From the entries below, reproduce exactly the line containing "Recreate this image", the line containing "type Cell = [string, string];", and every line in between, with nothing added.

> Interface markup and scripts:
● ● ●

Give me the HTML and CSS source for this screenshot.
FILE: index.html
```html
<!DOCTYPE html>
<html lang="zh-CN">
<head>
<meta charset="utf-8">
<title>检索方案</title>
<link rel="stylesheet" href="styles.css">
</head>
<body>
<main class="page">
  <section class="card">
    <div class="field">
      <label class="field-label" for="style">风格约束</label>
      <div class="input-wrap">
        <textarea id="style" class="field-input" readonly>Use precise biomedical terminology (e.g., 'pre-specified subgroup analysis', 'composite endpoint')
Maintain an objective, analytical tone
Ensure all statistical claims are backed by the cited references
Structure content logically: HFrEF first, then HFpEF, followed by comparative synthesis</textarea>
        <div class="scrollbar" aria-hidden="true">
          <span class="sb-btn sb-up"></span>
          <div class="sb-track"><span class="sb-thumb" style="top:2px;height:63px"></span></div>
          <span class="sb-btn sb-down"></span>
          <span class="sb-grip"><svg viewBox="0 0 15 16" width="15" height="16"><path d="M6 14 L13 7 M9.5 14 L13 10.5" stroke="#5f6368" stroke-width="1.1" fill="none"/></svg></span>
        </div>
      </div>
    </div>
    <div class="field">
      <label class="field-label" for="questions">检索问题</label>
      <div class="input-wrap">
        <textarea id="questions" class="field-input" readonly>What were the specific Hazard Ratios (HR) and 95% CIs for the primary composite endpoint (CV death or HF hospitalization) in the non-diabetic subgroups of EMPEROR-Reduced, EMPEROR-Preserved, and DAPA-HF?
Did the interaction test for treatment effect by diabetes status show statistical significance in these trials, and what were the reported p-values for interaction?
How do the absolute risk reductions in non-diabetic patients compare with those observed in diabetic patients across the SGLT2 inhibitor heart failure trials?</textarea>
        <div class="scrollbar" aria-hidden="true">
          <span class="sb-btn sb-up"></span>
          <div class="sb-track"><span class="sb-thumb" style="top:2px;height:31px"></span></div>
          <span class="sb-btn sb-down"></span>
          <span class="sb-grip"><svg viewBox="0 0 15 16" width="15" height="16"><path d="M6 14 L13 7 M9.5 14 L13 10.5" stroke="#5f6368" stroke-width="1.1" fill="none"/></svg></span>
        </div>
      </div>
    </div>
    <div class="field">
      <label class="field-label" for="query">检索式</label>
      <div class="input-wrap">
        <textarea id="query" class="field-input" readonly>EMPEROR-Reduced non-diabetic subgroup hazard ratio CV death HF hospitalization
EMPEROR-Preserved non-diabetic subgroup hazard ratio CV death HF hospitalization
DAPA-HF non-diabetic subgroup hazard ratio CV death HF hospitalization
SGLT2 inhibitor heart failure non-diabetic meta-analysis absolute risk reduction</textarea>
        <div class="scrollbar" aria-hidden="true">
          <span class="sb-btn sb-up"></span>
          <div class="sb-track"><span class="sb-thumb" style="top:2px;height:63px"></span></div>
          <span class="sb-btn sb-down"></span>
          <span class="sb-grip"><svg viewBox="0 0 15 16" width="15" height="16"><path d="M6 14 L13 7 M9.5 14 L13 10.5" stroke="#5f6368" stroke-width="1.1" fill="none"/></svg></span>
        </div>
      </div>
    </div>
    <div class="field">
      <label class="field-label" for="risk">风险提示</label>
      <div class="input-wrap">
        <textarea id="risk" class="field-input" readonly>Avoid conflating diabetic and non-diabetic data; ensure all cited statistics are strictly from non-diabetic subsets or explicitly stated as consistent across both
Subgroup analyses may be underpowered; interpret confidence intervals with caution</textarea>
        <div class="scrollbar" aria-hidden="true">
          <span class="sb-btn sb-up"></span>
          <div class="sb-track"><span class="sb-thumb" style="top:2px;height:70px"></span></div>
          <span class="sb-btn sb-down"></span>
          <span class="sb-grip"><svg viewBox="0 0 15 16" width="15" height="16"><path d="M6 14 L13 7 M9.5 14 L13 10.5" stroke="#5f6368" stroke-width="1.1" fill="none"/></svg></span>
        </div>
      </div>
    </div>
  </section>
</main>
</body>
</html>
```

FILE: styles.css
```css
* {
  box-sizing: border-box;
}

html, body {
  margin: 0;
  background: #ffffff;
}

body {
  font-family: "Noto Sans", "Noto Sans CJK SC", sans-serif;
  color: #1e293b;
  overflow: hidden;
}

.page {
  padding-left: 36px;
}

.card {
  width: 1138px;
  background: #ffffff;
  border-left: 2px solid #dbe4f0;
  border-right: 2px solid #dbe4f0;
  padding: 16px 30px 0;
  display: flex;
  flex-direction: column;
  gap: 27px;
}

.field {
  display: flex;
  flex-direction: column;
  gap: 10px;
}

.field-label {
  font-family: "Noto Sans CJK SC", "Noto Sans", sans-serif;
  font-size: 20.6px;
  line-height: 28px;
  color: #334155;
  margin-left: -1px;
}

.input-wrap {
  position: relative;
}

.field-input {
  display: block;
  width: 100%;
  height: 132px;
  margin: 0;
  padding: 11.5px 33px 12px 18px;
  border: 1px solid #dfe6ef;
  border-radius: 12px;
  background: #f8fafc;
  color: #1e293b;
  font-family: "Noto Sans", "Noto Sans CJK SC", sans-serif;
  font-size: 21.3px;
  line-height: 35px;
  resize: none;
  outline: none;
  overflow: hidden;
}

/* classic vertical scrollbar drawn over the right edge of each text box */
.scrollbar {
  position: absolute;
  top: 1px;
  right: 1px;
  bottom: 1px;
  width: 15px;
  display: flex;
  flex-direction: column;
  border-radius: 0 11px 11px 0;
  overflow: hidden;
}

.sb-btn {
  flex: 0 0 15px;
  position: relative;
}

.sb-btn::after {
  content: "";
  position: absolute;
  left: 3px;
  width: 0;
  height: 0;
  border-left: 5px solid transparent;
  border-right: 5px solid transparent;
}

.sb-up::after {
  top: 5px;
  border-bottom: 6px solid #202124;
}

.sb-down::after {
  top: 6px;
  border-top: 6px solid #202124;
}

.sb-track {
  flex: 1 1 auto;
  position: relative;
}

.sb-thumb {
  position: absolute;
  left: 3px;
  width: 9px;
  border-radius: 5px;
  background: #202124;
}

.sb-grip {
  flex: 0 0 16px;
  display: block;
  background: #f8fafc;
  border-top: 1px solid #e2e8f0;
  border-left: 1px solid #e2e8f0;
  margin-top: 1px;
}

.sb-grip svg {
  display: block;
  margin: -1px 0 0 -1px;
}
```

● ● ●

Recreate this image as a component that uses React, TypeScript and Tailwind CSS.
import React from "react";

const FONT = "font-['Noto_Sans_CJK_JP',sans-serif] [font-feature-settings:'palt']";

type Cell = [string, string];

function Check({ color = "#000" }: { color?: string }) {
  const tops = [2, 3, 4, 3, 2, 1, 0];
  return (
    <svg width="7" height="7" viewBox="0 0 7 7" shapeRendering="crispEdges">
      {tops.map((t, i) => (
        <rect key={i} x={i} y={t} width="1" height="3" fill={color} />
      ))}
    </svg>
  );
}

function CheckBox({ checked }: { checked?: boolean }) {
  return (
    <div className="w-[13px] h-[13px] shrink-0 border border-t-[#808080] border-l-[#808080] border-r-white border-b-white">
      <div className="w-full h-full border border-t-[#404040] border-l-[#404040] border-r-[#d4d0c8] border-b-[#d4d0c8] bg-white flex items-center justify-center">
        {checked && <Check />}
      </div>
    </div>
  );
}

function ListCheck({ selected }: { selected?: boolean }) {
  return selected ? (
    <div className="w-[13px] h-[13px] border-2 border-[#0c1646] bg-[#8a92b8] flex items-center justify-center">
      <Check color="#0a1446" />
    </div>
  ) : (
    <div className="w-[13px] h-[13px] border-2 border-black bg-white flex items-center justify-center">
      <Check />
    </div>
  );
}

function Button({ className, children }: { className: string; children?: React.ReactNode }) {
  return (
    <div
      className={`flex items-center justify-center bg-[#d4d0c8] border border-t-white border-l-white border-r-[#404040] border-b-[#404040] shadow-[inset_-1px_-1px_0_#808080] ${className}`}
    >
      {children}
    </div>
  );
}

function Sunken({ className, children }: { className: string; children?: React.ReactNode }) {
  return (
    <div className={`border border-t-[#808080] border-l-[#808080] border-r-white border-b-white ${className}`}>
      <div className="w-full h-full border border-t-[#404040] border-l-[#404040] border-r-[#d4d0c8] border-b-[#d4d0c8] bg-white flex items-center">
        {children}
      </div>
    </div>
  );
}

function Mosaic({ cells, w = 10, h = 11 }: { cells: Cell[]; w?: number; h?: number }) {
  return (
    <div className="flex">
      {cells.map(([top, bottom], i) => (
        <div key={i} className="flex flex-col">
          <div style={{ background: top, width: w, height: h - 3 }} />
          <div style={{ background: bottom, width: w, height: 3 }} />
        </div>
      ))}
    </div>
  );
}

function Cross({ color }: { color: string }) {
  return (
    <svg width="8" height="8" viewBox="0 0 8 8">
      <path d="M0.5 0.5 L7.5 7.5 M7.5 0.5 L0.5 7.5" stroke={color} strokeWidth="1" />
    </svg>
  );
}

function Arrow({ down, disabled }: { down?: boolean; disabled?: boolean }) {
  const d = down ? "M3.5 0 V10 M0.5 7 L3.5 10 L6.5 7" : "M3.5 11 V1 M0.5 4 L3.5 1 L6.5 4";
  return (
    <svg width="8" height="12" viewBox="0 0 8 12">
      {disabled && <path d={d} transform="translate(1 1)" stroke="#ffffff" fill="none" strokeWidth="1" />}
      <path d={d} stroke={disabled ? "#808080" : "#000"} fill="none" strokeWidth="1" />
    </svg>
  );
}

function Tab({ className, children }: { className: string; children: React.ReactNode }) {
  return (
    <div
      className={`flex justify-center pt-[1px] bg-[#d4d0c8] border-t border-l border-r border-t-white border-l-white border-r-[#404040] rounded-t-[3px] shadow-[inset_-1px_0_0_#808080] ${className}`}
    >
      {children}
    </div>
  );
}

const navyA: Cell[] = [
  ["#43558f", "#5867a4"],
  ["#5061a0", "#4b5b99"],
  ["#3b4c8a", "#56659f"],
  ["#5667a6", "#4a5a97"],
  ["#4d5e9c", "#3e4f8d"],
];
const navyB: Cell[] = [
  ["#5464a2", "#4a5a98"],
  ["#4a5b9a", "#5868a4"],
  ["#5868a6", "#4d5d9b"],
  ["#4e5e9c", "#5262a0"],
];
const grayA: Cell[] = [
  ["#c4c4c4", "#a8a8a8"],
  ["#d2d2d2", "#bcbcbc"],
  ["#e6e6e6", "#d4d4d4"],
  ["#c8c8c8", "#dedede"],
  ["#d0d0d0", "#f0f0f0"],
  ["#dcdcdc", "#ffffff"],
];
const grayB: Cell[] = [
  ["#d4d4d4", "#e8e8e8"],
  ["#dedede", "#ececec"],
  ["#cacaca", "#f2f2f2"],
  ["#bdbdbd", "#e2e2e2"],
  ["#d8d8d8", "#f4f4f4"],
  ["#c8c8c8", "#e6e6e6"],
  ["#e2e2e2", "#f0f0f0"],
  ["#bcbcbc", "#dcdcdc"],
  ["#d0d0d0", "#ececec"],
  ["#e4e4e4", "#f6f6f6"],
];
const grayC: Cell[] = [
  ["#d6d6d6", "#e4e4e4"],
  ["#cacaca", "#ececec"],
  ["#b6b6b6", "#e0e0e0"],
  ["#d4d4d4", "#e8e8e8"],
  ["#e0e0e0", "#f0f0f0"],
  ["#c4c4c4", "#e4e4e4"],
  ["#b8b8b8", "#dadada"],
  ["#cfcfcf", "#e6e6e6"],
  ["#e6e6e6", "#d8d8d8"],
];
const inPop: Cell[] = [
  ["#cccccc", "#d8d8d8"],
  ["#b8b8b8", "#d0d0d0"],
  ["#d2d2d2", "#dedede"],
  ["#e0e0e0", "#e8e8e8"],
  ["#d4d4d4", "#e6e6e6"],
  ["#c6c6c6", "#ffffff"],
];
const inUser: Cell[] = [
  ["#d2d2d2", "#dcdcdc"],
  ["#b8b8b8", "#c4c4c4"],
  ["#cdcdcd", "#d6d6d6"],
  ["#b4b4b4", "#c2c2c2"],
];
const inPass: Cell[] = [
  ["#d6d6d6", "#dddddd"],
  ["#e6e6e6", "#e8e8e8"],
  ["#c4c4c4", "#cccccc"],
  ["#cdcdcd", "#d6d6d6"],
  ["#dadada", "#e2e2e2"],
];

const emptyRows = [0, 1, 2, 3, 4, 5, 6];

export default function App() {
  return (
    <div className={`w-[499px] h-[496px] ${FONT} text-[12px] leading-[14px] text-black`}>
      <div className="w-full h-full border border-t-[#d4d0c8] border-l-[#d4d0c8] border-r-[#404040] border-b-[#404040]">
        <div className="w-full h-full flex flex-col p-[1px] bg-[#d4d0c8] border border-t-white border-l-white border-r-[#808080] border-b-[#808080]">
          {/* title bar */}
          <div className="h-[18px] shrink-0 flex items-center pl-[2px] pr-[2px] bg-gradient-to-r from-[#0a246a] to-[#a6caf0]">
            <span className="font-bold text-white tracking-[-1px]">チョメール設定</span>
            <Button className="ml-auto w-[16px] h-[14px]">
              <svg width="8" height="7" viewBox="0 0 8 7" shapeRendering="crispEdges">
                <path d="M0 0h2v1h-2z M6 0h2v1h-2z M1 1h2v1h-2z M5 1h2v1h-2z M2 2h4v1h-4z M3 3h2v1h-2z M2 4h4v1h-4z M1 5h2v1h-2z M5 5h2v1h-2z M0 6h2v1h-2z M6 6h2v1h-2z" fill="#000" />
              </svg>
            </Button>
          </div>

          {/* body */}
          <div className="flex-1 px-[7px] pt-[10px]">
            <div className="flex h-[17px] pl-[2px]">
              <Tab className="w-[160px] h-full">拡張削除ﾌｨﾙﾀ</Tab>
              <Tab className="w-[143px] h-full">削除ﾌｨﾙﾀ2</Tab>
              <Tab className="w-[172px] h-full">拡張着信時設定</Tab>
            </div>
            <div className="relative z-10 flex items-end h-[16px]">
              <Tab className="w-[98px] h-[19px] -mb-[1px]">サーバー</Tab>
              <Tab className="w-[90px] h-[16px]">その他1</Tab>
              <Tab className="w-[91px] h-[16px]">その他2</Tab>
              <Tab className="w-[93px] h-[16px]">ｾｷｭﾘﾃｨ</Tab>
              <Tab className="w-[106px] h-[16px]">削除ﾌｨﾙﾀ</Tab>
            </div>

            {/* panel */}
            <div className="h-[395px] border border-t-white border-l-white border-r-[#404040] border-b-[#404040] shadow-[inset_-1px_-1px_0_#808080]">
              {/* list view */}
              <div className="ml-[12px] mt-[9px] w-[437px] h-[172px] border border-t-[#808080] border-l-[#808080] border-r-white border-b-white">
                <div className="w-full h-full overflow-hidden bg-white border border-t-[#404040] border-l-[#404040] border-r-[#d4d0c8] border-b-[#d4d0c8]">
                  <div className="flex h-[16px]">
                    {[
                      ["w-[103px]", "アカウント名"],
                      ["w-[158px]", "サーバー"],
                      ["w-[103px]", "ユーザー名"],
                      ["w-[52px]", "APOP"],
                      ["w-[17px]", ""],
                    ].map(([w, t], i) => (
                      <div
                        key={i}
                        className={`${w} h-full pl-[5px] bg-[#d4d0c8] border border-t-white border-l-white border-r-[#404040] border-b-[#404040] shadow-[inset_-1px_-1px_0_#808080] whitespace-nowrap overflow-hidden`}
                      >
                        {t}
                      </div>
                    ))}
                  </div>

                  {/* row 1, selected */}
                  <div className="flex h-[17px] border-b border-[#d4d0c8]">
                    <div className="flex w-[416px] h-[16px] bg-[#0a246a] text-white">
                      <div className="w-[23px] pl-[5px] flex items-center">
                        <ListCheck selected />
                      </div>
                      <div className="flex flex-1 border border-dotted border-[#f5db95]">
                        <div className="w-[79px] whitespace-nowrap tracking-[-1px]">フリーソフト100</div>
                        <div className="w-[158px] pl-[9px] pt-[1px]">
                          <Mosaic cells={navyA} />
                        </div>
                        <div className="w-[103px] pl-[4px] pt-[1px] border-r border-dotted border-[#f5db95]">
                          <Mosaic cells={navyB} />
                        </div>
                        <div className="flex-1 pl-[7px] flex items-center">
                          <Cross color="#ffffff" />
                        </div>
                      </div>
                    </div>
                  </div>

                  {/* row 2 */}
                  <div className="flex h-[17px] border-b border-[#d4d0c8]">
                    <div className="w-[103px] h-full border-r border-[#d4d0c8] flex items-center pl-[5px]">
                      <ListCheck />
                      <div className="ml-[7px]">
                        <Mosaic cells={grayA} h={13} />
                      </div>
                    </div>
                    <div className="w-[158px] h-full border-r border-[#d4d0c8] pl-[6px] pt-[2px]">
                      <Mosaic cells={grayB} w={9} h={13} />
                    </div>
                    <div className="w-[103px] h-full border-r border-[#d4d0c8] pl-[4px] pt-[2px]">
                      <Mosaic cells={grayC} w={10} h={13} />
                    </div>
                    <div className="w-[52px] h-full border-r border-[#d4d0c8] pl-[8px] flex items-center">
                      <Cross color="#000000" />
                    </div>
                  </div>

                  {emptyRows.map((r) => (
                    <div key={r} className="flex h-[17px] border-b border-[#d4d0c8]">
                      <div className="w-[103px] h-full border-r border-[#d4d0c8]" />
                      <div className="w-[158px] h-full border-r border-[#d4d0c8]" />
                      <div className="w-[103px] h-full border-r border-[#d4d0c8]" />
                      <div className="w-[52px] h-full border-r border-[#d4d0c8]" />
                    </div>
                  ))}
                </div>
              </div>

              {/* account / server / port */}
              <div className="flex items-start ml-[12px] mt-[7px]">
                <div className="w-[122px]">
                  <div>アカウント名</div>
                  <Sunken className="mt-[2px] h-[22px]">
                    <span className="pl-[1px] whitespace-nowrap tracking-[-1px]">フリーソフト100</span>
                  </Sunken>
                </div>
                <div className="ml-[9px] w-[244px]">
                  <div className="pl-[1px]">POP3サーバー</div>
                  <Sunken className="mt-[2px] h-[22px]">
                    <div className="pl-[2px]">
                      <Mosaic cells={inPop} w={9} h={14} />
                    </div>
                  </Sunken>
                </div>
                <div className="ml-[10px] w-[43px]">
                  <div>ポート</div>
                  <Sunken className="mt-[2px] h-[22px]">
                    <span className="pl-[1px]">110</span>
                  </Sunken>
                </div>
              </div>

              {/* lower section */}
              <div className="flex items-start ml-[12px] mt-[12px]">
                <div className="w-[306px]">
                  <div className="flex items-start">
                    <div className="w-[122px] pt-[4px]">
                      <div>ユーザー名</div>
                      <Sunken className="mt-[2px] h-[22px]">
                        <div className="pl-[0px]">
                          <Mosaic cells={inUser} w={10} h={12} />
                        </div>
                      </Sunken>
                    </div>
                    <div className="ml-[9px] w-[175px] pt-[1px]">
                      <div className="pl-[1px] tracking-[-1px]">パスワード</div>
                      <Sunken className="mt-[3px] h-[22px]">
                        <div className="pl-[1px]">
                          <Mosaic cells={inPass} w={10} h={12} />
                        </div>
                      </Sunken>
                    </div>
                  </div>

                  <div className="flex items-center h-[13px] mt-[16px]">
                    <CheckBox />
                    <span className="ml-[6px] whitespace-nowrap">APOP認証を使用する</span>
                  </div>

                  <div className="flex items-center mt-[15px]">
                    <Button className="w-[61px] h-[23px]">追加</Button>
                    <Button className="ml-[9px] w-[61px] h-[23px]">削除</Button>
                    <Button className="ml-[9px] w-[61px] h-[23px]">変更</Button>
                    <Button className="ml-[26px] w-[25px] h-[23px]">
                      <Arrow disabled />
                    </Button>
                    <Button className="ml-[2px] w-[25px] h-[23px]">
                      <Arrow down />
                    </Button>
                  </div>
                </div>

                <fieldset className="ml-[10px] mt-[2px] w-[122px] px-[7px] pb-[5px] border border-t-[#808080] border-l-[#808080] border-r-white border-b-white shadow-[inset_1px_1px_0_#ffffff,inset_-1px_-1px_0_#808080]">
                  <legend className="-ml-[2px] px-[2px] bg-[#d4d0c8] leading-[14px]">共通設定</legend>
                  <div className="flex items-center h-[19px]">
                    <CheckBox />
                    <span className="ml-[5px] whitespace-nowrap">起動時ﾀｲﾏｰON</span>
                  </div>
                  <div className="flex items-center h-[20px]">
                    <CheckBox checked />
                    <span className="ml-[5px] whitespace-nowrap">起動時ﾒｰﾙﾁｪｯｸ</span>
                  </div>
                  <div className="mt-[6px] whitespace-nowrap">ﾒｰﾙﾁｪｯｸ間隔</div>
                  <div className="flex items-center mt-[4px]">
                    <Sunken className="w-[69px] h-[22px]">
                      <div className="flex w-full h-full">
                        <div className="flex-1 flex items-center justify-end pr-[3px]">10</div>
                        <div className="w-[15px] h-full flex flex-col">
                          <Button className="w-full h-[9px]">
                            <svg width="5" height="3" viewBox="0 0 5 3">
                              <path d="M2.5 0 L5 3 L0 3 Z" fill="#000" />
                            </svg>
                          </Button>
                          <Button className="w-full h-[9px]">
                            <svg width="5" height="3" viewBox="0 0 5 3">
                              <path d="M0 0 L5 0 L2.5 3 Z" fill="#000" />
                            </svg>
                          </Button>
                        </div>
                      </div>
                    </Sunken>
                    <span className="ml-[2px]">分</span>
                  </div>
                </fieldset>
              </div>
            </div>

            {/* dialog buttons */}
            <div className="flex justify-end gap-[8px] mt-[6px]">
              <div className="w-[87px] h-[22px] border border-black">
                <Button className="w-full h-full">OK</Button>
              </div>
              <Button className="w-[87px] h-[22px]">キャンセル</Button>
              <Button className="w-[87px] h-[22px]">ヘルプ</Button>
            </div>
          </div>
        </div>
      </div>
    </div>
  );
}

● ● ●

> Output of the task:
Recreate this image as a component that uses React, TypeScript and Tailwind CSS.
import React from "react";

const FONT = "font-['Noto_Sans_CJK_JP',sans-serif] [font-feature-settings:'palt']";

type Cell = [string, string];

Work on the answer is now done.